Output every line below exactly.

---------- Data section

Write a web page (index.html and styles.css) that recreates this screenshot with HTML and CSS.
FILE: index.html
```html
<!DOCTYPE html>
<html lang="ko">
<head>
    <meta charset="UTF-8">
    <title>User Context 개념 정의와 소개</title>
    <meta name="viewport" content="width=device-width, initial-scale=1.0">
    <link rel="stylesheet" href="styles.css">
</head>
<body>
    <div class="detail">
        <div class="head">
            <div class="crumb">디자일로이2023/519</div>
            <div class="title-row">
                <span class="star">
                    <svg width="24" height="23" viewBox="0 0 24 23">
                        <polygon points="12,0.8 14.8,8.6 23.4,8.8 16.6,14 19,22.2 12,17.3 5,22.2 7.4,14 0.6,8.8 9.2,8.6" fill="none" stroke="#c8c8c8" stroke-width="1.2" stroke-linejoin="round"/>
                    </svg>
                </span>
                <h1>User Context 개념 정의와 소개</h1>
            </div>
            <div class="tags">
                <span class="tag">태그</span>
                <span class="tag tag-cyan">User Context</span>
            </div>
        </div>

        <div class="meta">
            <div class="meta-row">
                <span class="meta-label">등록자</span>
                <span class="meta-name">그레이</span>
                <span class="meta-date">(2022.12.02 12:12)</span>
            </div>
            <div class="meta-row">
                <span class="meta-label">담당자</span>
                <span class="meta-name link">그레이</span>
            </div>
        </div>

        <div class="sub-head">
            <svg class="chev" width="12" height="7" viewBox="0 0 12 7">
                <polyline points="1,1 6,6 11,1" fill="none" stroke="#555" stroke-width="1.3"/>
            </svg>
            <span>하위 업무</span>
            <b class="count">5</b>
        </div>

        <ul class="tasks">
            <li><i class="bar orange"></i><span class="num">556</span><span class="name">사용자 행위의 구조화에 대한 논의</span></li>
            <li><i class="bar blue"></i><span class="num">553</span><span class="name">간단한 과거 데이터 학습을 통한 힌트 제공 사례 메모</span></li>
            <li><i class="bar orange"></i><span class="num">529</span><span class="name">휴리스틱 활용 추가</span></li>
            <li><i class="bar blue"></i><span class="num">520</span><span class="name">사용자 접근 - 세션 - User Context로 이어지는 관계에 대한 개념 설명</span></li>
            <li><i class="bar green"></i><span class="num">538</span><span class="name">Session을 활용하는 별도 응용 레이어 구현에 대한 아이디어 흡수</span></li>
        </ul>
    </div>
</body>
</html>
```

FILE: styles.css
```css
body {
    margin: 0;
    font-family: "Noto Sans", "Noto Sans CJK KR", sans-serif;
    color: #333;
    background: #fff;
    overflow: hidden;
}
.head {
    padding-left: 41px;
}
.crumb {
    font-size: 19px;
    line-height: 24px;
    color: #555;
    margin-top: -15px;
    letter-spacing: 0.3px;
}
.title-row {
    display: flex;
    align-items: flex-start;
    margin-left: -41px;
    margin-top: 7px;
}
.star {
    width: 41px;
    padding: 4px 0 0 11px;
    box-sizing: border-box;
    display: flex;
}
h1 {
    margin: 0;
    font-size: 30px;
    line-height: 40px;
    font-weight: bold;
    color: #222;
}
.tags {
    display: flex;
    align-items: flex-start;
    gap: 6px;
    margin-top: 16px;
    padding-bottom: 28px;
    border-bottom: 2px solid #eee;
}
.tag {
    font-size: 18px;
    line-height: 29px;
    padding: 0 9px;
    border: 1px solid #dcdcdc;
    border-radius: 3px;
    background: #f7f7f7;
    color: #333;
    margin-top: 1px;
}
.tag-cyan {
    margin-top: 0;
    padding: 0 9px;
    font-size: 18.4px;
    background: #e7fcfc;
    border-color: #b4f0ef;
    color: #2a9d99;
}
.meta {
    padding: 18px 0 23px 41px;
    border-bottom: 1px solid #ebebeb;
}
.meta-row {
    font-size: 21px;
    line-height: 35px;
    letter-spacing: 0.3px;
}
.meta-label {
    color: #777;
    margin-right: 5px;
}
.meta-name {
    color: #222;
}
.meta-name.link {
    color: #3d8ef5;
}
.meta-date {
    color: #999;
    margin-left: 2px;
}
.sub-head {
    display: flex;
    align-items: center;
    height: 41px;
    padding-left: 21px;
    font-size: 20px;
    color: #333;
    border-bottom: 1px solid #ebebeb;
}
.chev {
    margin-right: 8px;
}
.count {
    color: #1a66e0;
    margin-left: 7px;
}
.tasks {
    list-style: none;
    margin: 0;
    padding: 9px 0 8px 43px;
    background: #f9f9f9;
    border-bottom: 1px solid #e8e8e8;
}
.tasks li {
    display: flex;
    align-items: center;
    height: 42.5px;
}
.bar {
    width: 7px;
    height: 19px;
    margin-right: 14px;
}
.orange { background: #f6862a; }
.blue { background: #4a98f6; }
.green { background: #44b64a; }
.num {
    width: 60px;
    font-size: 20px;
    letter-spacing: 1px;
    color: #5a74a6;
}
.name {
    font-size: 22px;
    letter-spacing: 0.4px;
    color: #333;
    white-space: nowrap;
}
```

--------------------

_Expected answer_:
Write a web page (index.html and styles.css) that recreates this screenshot with HTML and CSS.
FILE: index.html
```html
<!DOCTYPE html>
<html lang="ko">
<head>
    <meta charset="UTF-8">
    <title>User Context 개념 정의와 소개</title>
    <meta name="viewport" content="width=device-width, initial-scale=1.0">
    <link rel="stylesheet" href="styles.css">
</head>
<body>
    <div class="detail">
        <div class="head">
            <div class="crumb">디자일로이2023/519</div>
            <div class="title-row">
                <span class="star">
                    <svg width="24" height="23" viewBox="0 0 24 23">
                        <polygon points="12,0.8 14.8,8.6 23.4,8.8 16.6,14 19,22.2 12,17.3 5,22.2 7.4,14 0.6,8.8 9.2,8.6" fill="none" stroke="#c8c8c8" stroke-width="1.2" stroke-linejoin="round"/>
                    </svg>
                </span>
                <h1>User Context 개념 정의와 소개</h1>
            </div>
            <div class="tags">
                <span class="tag">태그</span>
                <span class="tag tag-cyan">User Context</span>
            </div>
        </div>

        <div class="meta">
            <div class="meta-row">
                <span class="meta-label">등록자</span>
                <span class="meta-name">그레이</span>
                <span class="meta-date">(2022.12.02 12:12)</span>
            </div>
            <div class="meta-row">
                <span class="meta-label">담당자</span>
                <span class="meta-name link">그레이</span>
            </div>
        </div>

        <div class="sub-head">
            <svg class="chev" width="12" height="7" viewBox="0 0 12 7">
                <polyline points="1,1 6,6 11,1" fill="none" stroke="#555" stroke-width="1.3"/>
            </svg>
            <span>하위 업무</span>
            <b class="count">5</b>
        </div>

        <ul class="tasks">
            <li><i class="bar orange"></i><span class="num">556</span><span class="name">사용자 행위의 구조화에 대한 논의</span></li>
            <li><i class="bar blue"></i><span class="num">553</span><span class="name">간단한 과거 데이터 학습을 통한 힌트 제공 사례 메모</span></li>
            <li><i class="bar orange"></i><span class="num">529</span><span class="name">휴리스틱 활용 추가</span></li>
            <li><i class="bar blue"></i><span class="num">520</span><span class="name">사용자 접근 - 세션 - User Context로 이어지는 관계에 대한 개념 설명</span></li>
            <li><i class="bar green"></i><span class="num">538</span><span class="name">Session을 활용하는 별도 응용 레이어 구현에 대한 아이디어 흡수</span></li>
        </ul>
    </div>
</body>
</html>
```

FILE: styles.css
```css
body {
    margin: 0;
    font-family: "Noto Sans", "Noto Sans CJK KR", sans-serif;
    color: #333;
    background: #fff;
    overflow: hidden;
}
.head {
    padding-left: 41px;
}
.crumb {
    font-size: 19px;
    line-height: 24px;
    color: #555;
    margin-top: -15px;
    letter-spacing: 0.3px;
}
.title-row {
    display: flex;
    align-items: flex-start;
    margin-left: -41px;
    margin-top: 7px;
}
.star {
    width: 41px;
    padding: 4px 0 0 11px;
    box-sizing: border-box;
    display: flex;
}
h1 {
    margin: 0;
    font-size: 30px;
    line-height: 40px;
    font-weight: bold;
    color: #222;
}
.tags {
    display: flex;
    align-items: flex-start;
    gap: 6px;
    margin-top: 16px;
    padding-bottom: 28px;
    border-bottom: 2px solid #eee;
}
.tag {
    font-size: 18px;
    line-height: 29px;
    padding: 0 9px;
    border: 1px solid #dcdcdc;
    border-radius: 3px;
    background: #f7f7f7;
    color: #333;
    margin-top: 1px;
}
.tag-cyan {
    margin-top: 0;
    padding: 0 9px;
    font-size: 18.4px;
    background: #e7fcfc;
    border-color: #b4f0ef;
    color: #2a9d99;
}
.meta {
    padding: 18px 0 23px 41px;
    border-bottom: 1px solid #ebebeb;
}
.meta-row {
    font-size: 21px;
    line-height: 35px;
    letter-spacing: 0.3px;
}
.meta-label {
    color: #777;
    margin-right: 5px;
}
.meta-name {
    color: #222;
}
.meta-name.link {
    color: #3d8ef5;
}
.meta-date {
    color: #999;
    margin-left: 2px;
}
.sub-head {
    display: flex;
    align-items: center;
    height: 41px;
    padding-left: 21px;
    font-size: 20px;
    color: #333;
    border-bottom: 1px solid #ebebeb;
}
.chev {
    margin-right: 8px;
}
.count {
    color: #1a66e0;
    margin-left: 7px;
}
.tasks {
    list-style: none;
    margin: 0;
    padding: 9px 0 8px 43px;
    background: #f9f9f9;
    border-bottom: 1px solid #e8e8e8;
}
.tasks li {
    display: flex;
    align-items: center;
    height: 42.5px;
}
.bar {
    width: 7px;
    height: 19px;
    margin-right: 14px;
}
.orange { background: #f6862a; }
.blue { background: #4a98f6; }
.green { background: #44b64a; }
.num {
    width: 60px;
    font-size: 20px;
    letter-spacing: 1px;
    color: #5a74a6;
}
.name {
    font-size: 22px;
    letter-spacing: 0.4px;
    color: #333;
    white-space: nowrap;
}
```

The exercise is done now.